This Agreement shall be governed by and construed under the laws of Germany.

This Agreement embodies the entire understanding between the parties with respect to, and supersedes any prior understanding or agreement (oral or written) relating to, this specification.

 


 

Foreword

The OPC specifications contain OPC UA Companion Specifications of several industry sectors and are developed by members of VDMA and/or the OPC Foundation. OPC UA is a machine to machine communication technology to transmit characteristics of products (e.g. manufacturer name, device type or components) and process data (e.g. temperatures, pressures or feed rates). To enable vendor unspecific interoperability the description of product characteristics and process data has to be standardized utilizing technical specifications, the OPC UA companion specifications.

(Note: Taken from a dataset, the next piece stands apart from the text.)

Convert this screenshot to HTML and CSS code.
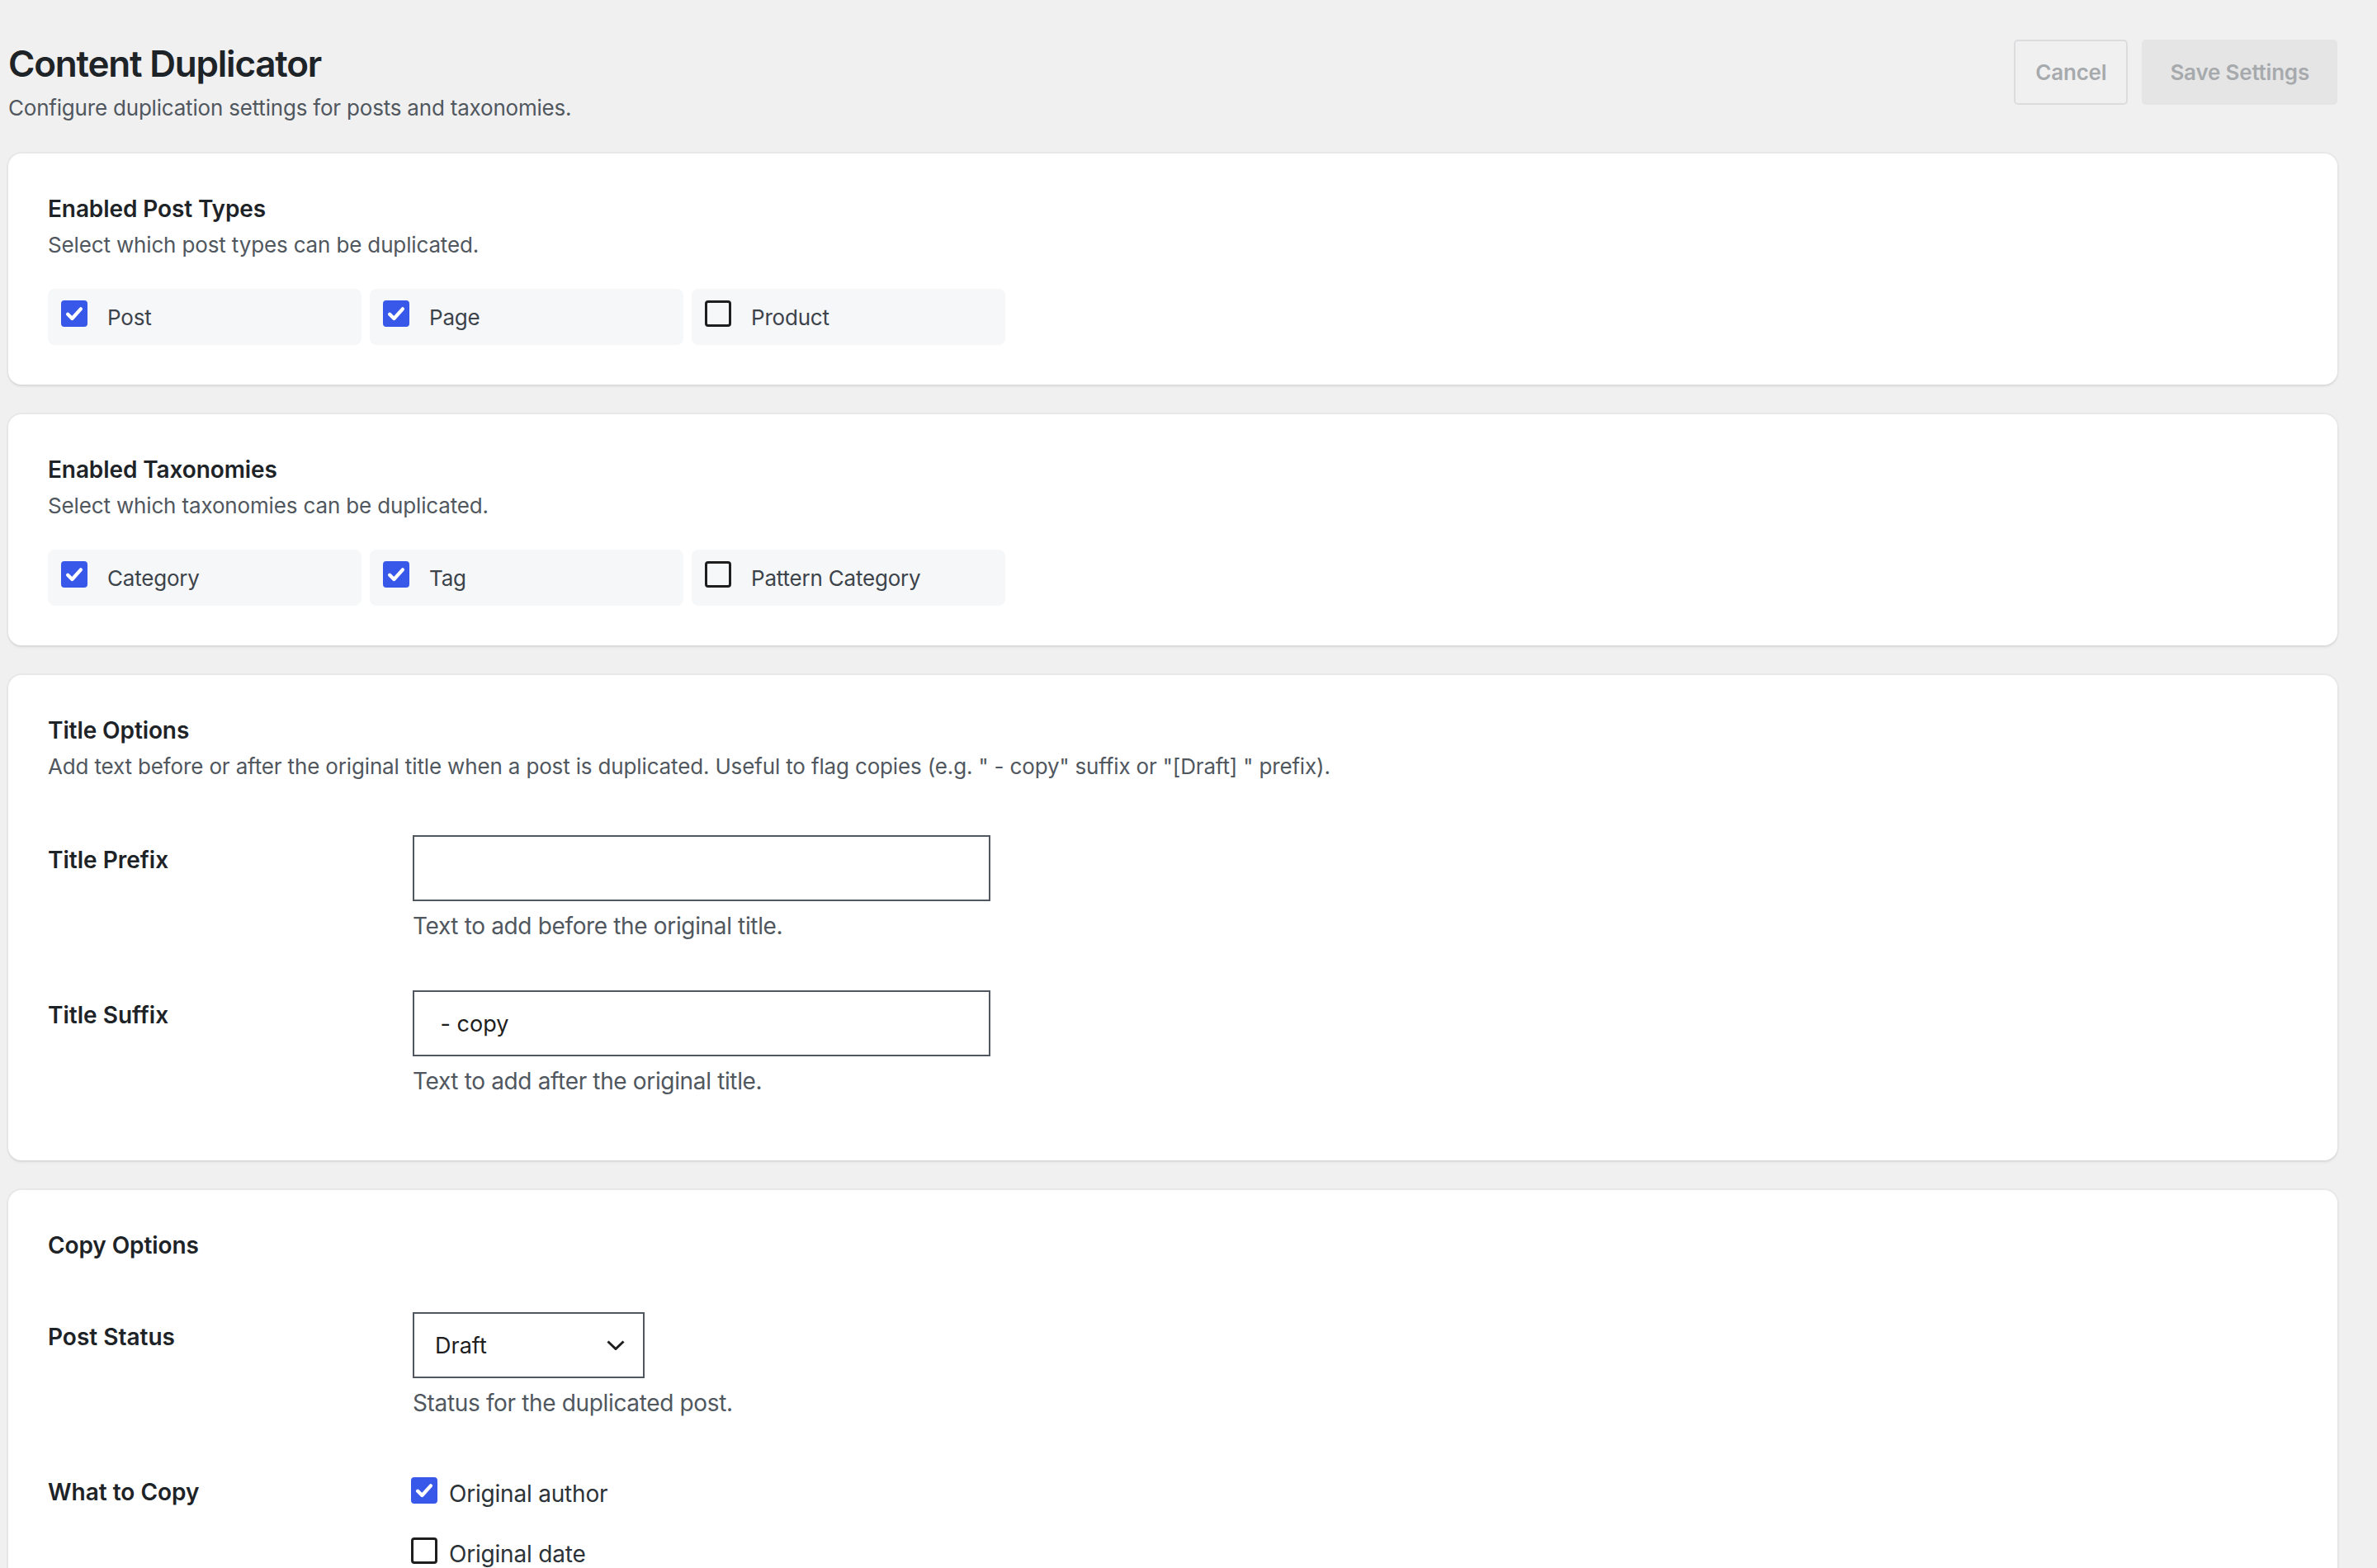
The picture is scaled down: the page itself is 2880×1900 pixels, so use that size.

Note: In this Companion Specification, the “product” described is a system, the compressed air system. It is not intended to use the described components such as compressors or dryers outside the context of a compressed air system.

 

Revision 1.00.1 Highlights

Compared with previous versions, the following changes have been made:

Summary

Resolution

OPC 40250-1 1.0.0

Initial release

OPC 40250-1 1.00.1

(identical with VDMA 40250-1:2021-09)

-   Object node “ns=1;i=5033” is defined in nodeset but has no parent. This is an orphan node and has been deleted.

-   The Variable 0:DefaultInstanceBrowseName in the ObjectType AirnetsType had the ModellingRule "-". To avoid validation errors when using the NodeSetValidator, the value of the cell was deleted.

-   Nodes Airnets and 4:Components in the ObjectType CASType had the ModelingRule Mandatory in NodeSet, while the Document had the ModelingRule Optional. NodeSet has been adapted accordingly.

-   Nodes listed below had AccessLevel 3 in NodeSet, while the Document had the AccessLevel 1. NodeSet was adjusted accordingly. Nodes:

-  3:StartTime in ObjectType ElectricalQuantitiesType

-  3:StartTime in ObjectType FluidQuantitiesType

-  Volume in ObjectType ReceiverDesignType

-  3:ResetCondition in ObjectType StatisticsType

-  3:StartTime in ObjectType StatisticsType

-   Nodes listed below had AccessLevel 7 in NodeSet, while the Document had the AccessLevel 3. NodeSet was adjusted accordingly. Nodes:

-  ActiveAirnet in ObjectType CASComponentType

 

VDMA Compressors, Compressed Air and Vacuum Technology

The VDMA represents around 3300 German and European companies in the mechanical engineering industry. The industry represents innovation, export orientation, medium-sized companies and employs around four mil-lion people in Europe, more than one million of them in Germany.

In the VDMA association the industry-specific trade association Compressors, Compressed Air and Vacuum Technology represents the economic and technical interests of around 80 German manufacturers vis-à-vis customers and buyer organizations, the public, national and international authorities, and other business circles. Our three specialist departments are Process Compressors, Compressed Air and Vacuum Technology. The specialist department Compressed Air Technology is dedicated to this specification.

The objective of this industry-driven platform is to support the compressed air industry through a wide spectrum of activities and services such as standardization, statistics, marketing, public relations, trade fair policy, networking events and representation of interests.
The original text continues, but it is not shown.